## YOUR INSTRUCTIONS
For each line below that includes the word "components", make a copy.
::::
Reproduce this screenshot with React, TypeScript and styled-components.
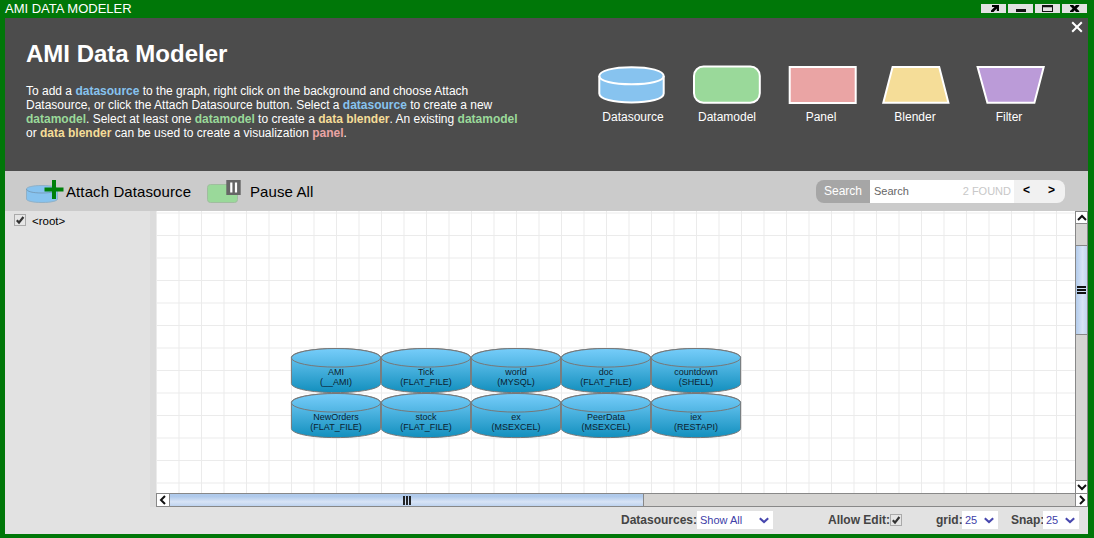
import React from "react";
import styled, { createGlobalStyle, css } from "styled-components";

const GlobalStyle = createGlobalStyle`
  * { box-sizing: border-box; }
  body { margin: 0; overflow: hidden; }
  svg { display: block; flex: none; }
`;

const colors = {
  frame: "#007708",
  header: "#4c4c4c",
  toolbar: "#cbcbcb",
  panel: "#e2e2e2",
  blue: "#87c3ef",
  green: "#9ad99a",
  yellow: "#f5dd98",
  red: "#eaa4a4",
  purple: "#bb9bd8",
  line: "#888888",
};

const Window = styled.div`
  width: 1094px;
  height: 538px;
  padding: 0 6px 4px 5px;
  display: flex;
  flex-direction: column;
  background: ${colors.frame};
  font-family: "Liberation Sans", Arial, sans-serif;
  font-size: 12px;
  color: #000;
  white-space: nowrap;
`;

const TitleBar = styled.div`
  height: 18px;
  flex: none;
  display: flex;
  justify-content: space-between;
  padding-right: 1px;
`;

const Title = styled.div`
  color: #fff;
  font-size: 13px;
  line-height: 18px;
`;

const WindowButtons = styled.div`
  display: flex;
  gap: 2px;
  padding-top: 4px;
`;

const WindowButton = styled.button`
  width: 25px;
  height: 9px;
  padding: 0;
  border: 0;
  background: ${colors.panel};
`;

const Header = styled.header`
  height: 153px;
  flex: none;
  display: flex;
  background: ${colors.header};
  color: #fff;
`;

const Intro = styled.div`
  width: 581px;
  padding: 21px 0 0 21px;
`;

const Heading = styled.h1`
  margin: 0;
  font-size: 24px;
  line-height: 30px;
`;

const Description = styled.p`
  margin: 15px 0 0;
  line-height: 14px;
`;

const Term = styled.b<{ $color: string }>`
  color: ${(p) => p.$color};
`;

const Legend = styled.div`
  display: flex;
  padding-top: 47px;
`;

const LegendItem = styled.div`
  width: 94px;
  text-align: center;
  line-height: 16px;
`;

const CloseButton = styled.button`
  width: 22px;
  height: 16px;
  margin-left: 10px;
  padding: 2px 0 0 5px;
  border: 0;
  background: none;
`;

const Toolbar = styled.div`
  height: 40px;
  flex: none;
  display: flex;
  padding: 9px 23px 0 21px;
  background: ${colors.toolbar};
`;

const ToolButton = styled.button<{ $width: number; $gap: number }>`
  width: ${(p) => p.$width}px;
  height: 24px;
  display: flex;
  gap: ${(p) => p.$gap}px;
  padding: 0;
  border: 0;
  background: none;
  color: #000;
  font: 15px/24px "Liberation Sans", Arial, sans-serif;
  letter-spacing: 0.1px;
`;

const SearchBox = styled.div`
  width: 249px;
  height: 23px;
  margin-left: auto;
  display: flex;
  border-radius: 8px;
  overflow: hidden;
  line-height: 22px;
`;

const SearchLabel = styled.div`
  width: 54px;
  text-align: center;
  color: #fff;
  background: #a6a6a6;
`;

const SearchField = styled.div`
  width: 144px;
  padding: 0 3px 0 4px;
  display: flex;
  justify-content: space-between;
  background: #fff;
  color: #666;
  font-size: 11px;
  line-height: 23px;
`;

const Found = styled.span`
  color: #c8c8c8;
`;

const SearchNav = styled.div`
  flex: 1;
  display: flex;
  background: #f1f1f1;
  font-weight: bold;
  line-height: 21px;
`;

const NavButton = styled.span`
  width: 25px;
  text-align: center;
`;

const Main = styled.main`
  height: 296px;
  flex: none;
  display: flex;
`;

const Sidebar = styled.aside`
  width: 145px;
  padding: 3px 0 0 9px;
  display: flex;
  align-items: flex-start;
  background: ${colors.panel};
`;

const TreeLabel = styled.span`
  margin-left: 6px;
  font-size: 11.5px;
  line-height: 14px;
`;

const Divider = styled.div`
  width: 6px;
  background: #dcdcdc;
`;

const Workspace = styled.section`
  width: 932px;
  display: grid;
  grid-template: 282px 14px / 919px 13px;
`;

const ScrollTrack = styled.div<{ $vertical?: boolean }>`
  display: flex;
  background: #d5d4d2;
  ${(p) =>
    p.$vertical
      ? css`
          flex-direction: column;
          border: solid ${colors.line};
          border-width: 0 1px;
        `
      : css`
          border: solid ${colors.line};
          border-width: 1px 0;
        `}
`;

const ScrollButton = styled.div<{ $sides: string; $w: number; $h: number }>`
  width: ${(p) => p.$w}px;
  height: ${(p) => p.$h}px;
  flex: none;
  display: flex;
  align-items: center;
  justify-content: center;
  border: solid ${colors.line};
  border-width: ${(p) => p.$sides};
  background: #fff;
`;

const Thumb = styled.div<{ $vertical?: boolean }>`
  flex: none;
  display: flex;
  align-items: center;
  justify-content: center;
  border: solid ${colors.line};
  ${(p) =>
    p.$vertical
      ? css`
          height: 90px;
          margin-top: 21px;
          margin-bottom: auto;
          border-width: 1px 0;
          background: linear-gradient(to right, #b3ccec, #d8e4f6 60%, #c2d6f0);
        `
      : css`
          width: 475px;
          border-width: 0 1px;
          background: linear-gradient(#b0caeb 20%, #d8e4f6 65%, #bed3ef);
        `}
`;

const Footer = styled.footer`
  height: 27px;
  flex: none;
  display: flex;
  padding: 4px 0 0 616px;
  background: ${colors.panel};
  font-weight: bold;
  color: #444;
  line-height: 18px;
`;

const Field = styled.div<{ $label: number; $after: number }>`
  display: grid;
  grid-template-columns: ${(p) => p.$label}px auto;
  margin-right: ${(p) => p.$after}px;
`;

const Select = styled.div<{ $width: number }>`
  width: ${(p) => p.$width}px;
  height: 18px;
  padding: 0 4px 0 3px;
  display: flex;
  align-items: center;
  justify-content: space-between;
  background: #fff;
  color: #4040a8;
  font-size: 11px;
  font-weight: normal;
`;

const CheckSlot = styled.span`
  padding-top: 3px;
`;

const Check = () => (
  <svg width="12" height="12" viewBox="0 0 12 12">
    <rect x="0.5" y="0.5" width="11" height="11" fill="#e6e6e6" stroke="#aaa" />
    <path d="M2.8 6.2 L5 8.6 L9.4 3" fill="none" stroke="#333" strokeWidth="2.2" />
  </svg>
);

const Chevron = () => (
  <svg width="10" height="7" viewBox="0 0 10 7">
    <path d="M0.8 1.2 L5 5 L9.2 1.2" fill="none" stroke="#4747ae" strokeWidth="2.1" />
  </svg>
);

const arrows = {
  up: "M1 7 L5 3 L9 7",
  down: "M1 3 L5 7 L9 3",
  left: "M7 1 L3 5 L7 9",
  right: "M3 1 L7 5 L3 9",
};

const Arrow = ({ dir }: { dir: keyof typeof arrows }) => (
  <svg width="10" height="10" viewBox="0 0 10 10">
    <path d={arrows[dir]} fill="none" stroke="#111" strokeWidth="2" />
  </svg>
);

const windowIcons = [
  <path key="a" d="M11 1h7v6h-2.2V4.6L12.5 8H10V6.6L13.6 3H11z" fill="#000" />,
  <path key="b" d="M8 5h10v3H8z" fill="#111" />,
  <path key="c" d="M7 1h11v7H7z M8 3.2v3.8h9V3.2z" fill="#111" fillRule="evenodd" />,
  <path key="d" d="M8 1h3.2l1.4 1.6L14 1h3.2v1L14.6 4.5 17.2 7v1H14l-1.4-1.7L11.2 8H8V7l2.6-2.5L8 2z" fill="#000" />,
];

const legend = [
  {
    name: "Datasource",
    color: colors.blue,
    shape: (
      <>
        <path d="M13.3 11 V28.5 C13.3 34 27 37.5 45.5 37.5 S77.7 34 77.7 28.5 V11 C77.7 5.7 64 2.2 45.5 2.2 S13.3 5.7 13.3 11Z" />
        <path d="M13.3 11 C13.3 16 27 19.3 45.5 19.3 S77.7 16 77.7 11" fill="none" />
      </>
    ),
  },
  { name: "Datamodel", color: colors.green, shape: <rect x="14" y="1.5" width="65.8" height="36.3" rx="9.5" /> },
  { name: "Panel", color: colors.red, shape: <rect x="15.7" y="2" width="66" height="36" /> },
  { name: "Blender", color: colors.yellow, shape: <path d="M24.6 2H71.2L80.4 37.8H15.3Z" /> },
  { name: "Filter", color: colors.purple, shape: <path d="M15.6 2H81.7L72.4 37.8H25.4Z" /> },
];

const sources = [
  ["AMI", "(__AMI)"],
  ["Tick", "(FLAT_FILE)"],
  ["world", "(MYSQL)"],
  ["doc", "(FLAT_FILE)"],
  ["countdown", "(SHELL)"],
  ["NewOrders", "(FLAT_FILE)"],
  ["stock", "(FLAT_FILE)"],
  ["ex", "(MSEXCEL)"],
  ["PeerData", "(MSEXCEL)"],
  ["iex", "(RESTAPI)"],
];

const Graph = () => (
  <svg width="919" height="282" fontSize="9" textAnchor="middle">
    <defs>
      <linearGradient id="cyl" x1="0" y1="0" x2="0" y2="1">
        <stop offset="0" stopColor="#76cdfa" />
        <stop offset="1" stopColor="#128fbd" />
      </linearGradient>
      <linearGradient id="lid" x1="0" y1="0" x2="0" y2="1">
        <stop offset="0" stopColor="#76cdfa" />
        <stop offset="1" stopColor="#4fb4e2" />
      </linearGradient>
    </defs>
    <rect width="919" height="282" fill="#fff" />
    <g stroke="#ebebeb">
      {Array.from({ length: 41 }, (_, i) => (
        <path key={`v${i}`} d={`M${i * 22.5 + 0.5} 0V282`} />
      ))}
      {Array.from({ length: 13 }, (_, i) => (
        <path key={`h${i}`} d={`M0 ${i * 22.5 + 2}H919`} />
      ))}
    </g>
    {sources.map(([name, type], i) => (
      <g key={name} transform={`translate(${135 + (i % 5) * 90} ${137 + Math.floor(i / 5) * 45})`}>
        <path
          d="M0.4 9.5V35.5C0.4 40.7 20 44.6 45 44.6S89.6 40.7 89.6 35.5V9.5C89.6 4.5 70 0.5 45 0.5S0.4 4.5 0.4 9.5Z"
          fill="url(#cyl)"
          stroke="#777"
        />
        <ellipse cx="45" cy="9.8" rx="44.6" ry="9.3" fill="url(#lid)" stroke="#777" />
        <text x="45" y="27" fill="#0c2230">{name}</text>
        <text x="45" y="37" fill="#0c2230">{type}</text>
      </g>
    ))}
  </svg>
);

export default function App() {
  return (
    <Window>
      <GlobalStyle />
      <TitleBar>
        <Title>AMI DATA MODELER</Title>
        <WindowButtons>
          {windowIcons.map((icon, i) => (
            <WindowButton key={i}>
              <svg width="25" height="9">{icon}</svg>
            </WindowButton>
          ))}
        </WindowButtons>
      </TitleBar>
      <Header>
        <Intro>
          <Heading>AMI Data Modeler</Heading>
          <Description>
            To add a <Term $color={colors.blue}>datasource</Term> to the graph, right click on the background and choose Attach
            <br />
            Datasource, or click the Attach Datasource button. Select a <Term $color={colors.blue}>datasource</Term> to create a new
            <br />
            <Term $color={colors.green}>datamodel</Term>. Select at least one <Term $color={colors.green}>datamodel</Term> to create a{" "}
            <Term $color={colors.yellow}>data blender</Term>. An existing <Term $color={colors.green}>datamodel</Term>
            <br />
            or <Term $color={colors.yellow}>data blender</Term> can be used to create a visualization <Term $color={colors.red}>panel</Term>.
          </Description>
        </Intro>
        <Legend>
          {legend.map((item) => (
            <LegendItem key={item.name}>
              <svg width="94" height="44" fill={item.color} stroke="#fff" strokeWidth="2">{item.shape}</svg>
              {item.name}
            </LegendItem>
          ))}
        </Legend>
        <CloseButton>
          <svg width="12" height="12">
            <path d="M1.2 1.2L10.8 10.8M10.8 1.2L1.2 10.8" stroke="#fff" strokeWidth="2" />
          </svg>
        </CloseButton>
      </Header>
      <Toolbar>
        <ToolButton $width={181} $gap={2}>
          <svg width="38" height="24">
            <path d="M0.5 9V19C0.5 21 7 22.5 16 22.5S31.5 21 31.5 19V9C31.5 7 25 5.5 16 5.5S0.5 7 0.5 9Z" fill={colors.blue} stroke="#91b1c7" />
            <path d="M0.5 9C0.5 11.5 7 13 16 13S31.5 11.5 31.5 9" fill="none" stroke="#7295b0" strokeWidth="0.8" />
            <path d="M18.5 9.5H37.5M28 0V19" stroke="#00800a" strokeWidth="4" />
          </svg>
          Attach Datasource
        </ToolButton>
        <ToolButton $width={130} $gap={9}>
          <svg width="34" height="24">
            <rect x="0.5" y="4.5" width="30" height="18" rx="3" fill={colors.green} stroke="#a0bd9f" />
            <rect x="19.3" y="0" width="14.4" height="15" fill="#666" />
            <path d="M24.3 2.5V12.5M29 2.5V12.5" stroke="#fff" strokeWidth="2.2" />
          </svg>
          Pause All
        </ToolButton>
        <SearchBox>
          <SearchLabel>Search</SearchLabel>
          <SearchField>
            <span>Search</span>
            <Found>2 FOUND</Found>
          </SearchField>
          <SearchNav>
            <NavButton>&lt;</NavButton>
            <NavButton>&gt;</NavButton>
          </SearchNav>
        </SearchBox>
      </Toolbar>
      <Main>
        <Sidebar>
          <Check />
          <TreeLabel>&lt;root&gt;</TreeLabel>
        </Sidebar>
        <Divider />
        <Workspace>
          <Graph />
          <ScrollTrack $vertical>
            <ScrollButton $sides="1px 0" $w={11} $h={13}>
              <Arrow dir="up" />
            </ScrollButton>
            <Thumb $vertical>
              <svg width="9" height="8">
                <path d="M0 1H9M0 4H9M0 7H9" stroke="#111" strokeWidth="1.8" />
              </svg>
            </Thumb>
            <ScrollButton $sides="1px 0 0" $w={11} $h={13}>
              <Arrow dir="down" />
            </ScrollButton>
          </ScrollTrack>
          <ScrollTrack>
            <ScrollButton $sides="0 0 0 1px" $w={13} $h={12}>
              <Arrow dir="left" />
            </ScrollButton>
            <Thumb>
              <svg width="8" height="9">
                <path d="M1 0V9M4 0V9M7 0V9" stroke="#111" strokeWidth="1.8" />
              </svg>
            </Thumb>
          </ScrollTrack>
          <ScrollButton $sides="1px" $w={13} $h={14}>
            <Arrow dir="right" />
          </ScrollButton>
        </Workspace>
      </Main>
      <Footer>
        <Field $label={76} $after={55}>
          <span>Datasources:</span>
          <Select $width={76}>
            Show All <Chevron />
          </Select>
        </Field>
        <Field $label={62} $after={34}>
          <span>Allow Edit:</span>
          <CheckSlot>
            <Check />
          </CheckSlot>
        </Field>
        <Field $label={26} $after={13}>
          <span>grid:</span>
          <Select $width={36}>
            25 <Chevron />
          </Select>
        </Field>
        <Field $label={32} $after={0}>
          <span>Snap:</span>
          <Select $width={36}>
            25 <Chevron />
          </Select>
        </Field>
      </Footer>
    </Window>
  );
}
::::
## CORRECT OUTPUT
Reproduce this screenshot with React, TypeScript and styled-components.
import styled, { createGlobalStyle, css } from "styled-components";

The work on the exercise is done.